Creating a like system

[mdmartiny]

I am in the process of creating a like system for a personal website that I am working on. I am trying to pull information from one database and use that to place info into another database. When I do I get resource error #15.

 

This is my code that I have so far

 

function like_add() {
    $last = $_GET['l'];
    $first = $_GET['f'];
    $ip = $_SERVER['REMOTE_ADDR'];

    $like_sql = "Select * from `counter` where first = ' $first ' and last = '$last '";
    $like_result = mysql_query($like_sql);

    $likes = '<p class="like_button"> Likes ';
    while ($like_row = mysql_fetch_assoc($like_result)) {
        $like = $like_row['likes'];

        $likes .= " $like";
    }
    $likes .= '</p>';
    echo "$likes";
    echo '<form name="like_add_form" action="" method="POST" class="like_add">
<input type="submit" name="like_add" class="like_add_button" value="Like Me" />
</form>';

    if (isset($_POST['like_add'])) {
        $page_id = "SELECT `page_id` FROM `counter` WHERE first = '$first' AND last = '$last'";
        $page_id_result = mysql_query($page_id);
        echo $page_id_result; <----- Here I am trying to pull information from a field in my database to use as a variable and to place in the second database

        $voted = mysql_query("Select * FROM `liked_ip` where ip ='$ip' AND page_id='$page_id_result'"); <----- Here I want to use the information from the first table to place in the second one

        if (mysql_num_rows($voted) != 0) {
            echo "You have all ready liked this post";
        } else {
            mysql_query("INSERT into `liked_ip`(id,page_id,ip) VALUES ('$page_id_result','$ip')");
        }
        if (mysql_num_rows($voted) == 0) {
            mysql_query("UPDATE counter SET `likes` = `likes` + 1 where first = '$first' AND last = '$last'");
        }
    }
}

 

I know that I have to be doing something so simple that I am just not seeing it this late at night.
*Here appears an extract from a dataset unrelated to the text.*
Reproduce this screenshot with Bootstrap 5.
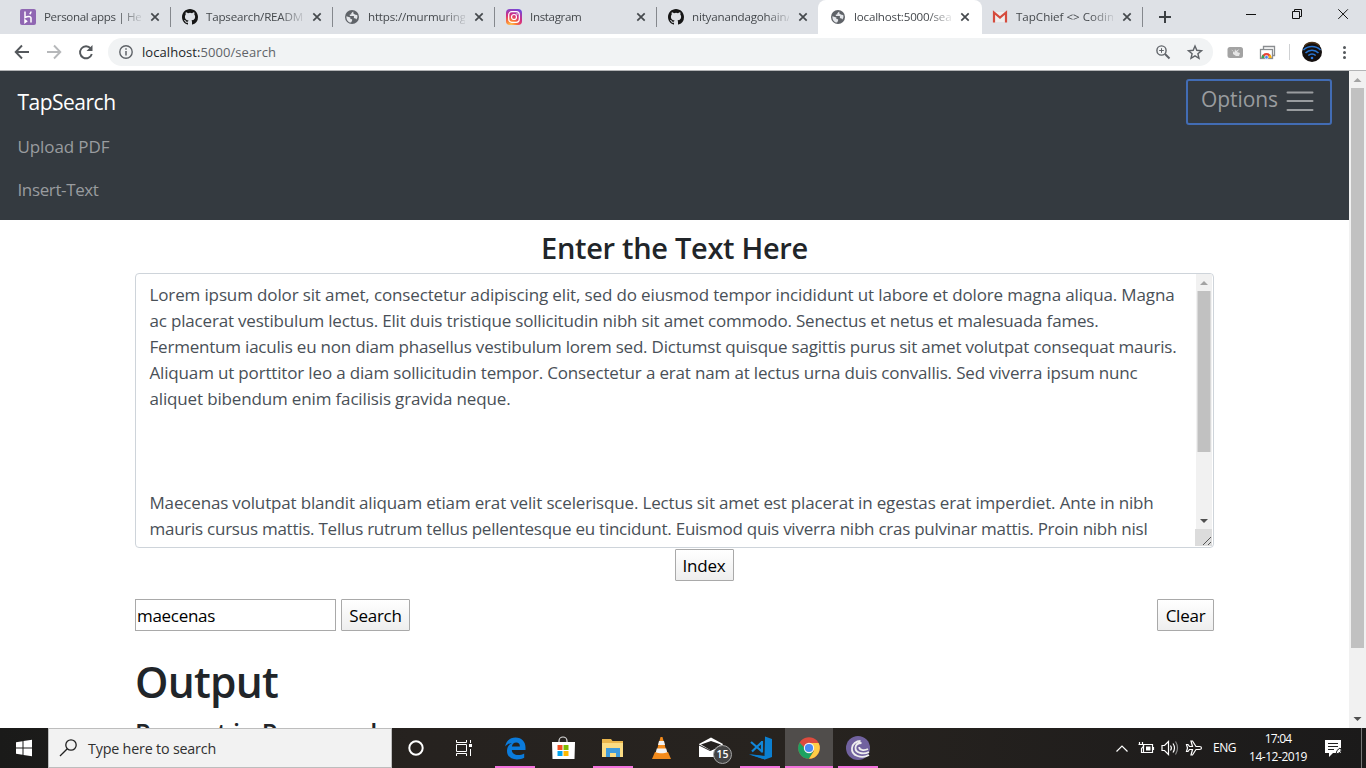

I may even be completely wrong in all of this. If someone could please help me out I would appreciate it very much.

[trq]

mysql_query returns a result resource not an integer.

[mdmartiny]

So I have to use a while loop to get the resource into an integar. Or is there some other way?

[trq]

No, you don't need any loop. Just pass the resource to mysql_fetch_assoc which will give you an array. This array will have your data in it.

[mdmartiny]

Let's see if I hot this right. From what I read from  foing some searching. I run the query and it its everything in a array. Using the mysql_fetch_assoc makes it an associative one. Will that work if I only want info from one row on table

[lonewolf217]

you always have to push the results of the query into an array of some sort before you can read the data, whether is 1 row or 1 million rows

[mdmartiny]

So then I need to assign am variable to the array. Something like

 

$page_id = mysql_fetch_assoc($result);

 

Right?

[lonewolf217]

<?php
$row = mysql_fetch_array($result);
$page_id = $row['page_id'];
?>

[mdmartiny]

The makes sense. I will have to try it when I get in front of a computer. Thanks for the help.